Luke’s Infancy Stories: The Annunciation
Luke’s gospel is the first volume of a two-volume work, in which Luke stresses that the salvation won by Christ is for all peoples, not only the Jews. In the first two chapters, however, he underlines that this salvation is for the poor and needy, and especially for the faithful of Israel, the remnant who remained true. It is also for women as well as men. So the first recipients of the news of salvation are the priest Zechariah and his barren wife, Elizabeth. It is Mary who receives the angel’s message, not Joseph, as in Matthew. Salvation to all nations is announced by the ancient Simeon and is echoed by the equally old prophetess, Anna.
Conventionally, our imagination of the scene of the Annunciation is shaped by Fra Angelico’s painting. But what was Mary doing, and what was she thinking? Perhaps she was mucking out the poultry or carrying water from the well. Surely she was thinking of her approaching marriage, her attractive boyfriend and the family they would have. Then suddenly the message came that she and her son were to be different. The thought was couched in the terms of the only literature she knew, the Bible. There were phrases full of mysterious meaning, drawn from the ancient promises, ‘the throne of his ancestor David’, ‘holy’, ‘called son of God’. How much did she understand? Puzzled, she gave her consent to remain as ever the Lord’s servant.
Throughout this early story runs the contrast with John the Baptist: announcement to parents, astonishment, properties of the child, birth, circumcision. At every stage John is wonderful but his cousin Jesus more wonderful. So John is ‘great before the Lord’, but Jesus ‘great and son of the Most High’. Or again joy among the friends and neighbours for John, and joy to be shared by the whole people (and the angels) at Jesus.
Question: How does Luke show here that salvation was being offered to Israel?
Luke’s Infancy Stories: The Birth of Jesus
It is a picture of total destitution. A desperate search for somewhere to give birth to the child. ‘No room at the inn’ is not a fair translation. Rather it should be ‘no room in the living-quarters’. An ‘inn’ suggests at least a cosy medieval world, but there was no hospitality anywhere for that unmarried mother. We might imagine a one-roomed dwelling on two levels, the lower level for the cattle, and that was the only place where Mary could give birth and lay her baby in the cattle-feedingtrough, while all the time there was rejoicing in heaven. And what a contrast between the threadbare shepherds, so destitute that they have to mind sheep for others, and the rich and dignified Wise Men of Matthew! It did not even occur to the shepherds to bring a present; they didn’t move in polite circles.
Another contrast: the parents could not even afford a lamb. They had to present a couple of fledglings (two a penny?), while Simeon promised that the boy being circumcised was a light of revelation for the gentiles and the glory of God’s people Israel.

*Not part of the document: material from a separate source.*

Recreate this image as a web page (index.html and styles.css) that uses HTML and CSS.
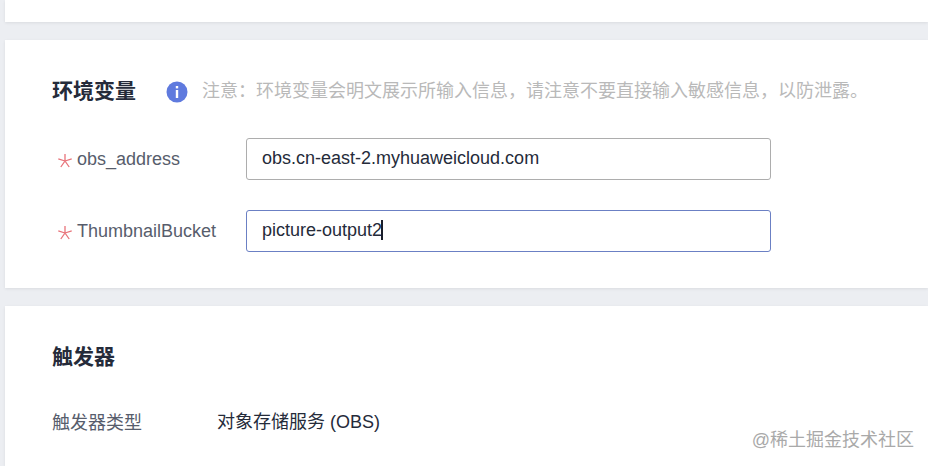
FILE: index.html
```html
<!DOCTYPE html>
<html lang="zh-CN">
<head>
    <meta charset="utf-8">
    <title>函数配置</title>
    <link rel="stylesheet" href="styles.css">
</head>
<body>
<div class="card card-top"></div>

<div class="card card-env">
    <div class="section-head">
        <h2>环境变量</h2>
        <svg class="info-icon" viewBox="0 0 22 22" width="22" height="22">
            <circle cx="11" cy="11" r="10.5" fill="#5f7ade"/>
            <rect x="9.8" y="5" width="2.4" height="2.4" fill="#fff"/>
            <rect x="9.8" y="9" width="2.4" height="8" fill="#fff"/>
        </svg>
        <span class="note">注意：环境变量会明文展示所输入信息，请注意不要直接输入敏感信息，以防泄露。</span>
    </div>

    <div class="form-row">
        <label class="form-label">
            <svg class="star" viewBox="0 0 14 14" width="14" height="14"><path d="M7 0V7M7 7L.3 4.8M7 7L13.7 4.8M7 7L2.8 13M7 7L11.2 13" stroke="#e8737a" stroke-width="1.3" fill="none"/></svg>
            obs_address
        </label>
        <div class="text-input">obs.cn-east-2.myhuaweicloud.com</div>
    </div>
    <div class="form-row">
        <label class="form-label">
            <svg class="star" viewBox="0 0 14 14" width="14" height="14"><path d="M7 0V7M7 7L.3 4.8M7 7L13.7 4.8M7 7L2.8 13M7 7L11.2 13" stroke="#e8737a" stroke-width="1.3" fill="none"/></svg>
            ThumbnailBucket
        </label>
        <div class="text-input focused">picture-output2<span class="caret"></span></div>
    </div>
</div>

<div class="card card-trigger">
    <h2>触发器</h2>
    <div class="info-row">
        <span class="info-label">触发器类型</span>
        <span class="info-value">对象存储服务 (OBS)</span>
    </div>
</div>

<div class="watermark">@稀土掘金技术社区</div>
</body>
</html>
```

FILE: styles.css
```css
html, body {
    height: 100%;
}

body {
    margin: 0;
    padding-left: 5px;
    background-color: #eceef2;
    font-family: "Liberation Sans", "Noto Sans CJK SC", sans-serif;
    overflow: hidden;
    position: relative;
}

h2 {
    margin: 0;
    font-size: 21px;
    line-height: 30px;
    font-weight: 700;
    color: #252b3a;
}

.card {
    background-color: #fff;
    margin-bottom: 18px;
    box-shadow: 0 1px 3px rgba(0,0,0,0.08);
}

.card-top {
    height: 22px;
}

.card-env {
    height: 248px;
    box-sizing: border-box;
    padding: 36px 0 0 47px;
}

.section-head {
    display: flex;
    align-items: center;
    height: 30px;
    margin-bottom: 32px;
}

.info-icon {
    margin-left: 30px;
    margin-top: 1px;
    flex-shrink: 0;
}

.note {
    margin-left: 14px;
    margin-top: -5px;
    font-size: 18px;
    color: #b9b9b9;
    white-space: nowrap;
}

.form-row {
    display: flex;
    align-items: center;
    margin-bottom: 30px;
}

.form-label {
    display: flex;
    align-items: center;
    gap: 5px;
    width: 194px;
    font-size: 18px;
    color: #575d6c;
    white-space: nowrap;
    padding-left: 6px;
    box-sizing: border-box;
}

.star {
    margin-top: 3px;
    flex-shrink: 0;
}

.text-input {
    display: flex;
    align-items: center;
    width: 525px;
    height: 42px;
    box-sizing: border-box;
    padding: 0 15px 2px;
    border: 1px solid #adadad;
    border-radius: 3px;
    font-size: 18px;
    color: #252b3a;
}

.text-input.focused {
    border-color: #6b80c4;
}

.caret {
    width: 2px;
    height: 20px;
    margin-left: -1px;
    background-color: #1a1e2a;
}

.card-trigger {
    margin-bottom: 0;
    height: 160px;
    padding: 36px 0 0 47px;
    box-sizing: border-box;
}

.info-row {
    display: flex;
    margin-top: 38px;
    font-size: 18px;
    line-height: 26px;
}

.info-label {
    width: 165px;
    color: #575d6c;
}

.info-value {
    margin-top: -1px;
    color: #252b3a;
}

.watermark {
    position: absolute;
    right: 14px;
    bottom: 14px;
    font-size: 18px;
    line-height: 24px;
    color: #a9a9a9;
}
```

And then that daunting sword-thrust which must have brought continual, agonising worry to Mary. Throughout his gospel Luke is making clear that wealth is no path to happiness, and that God’s chosen ones are the poor, faithful to their ideals through thick and thin. Jesus is the patron of the homeless and displaced, the patron of refugees.
A third contrast: the parents frantically searching for their lost twelve-year-old, now a day’s journey away, back in Jerusalem, and the child calmly sitting with the teachers and astounding them by his wisdom. The parents are so relieved that they hardly have a complaint to make, while the child under their authority learnt that perfect obedience which he would offer to his Father in heaven.
Question: Is the poverty of Mary and Joseph Luke’s principal emphasis?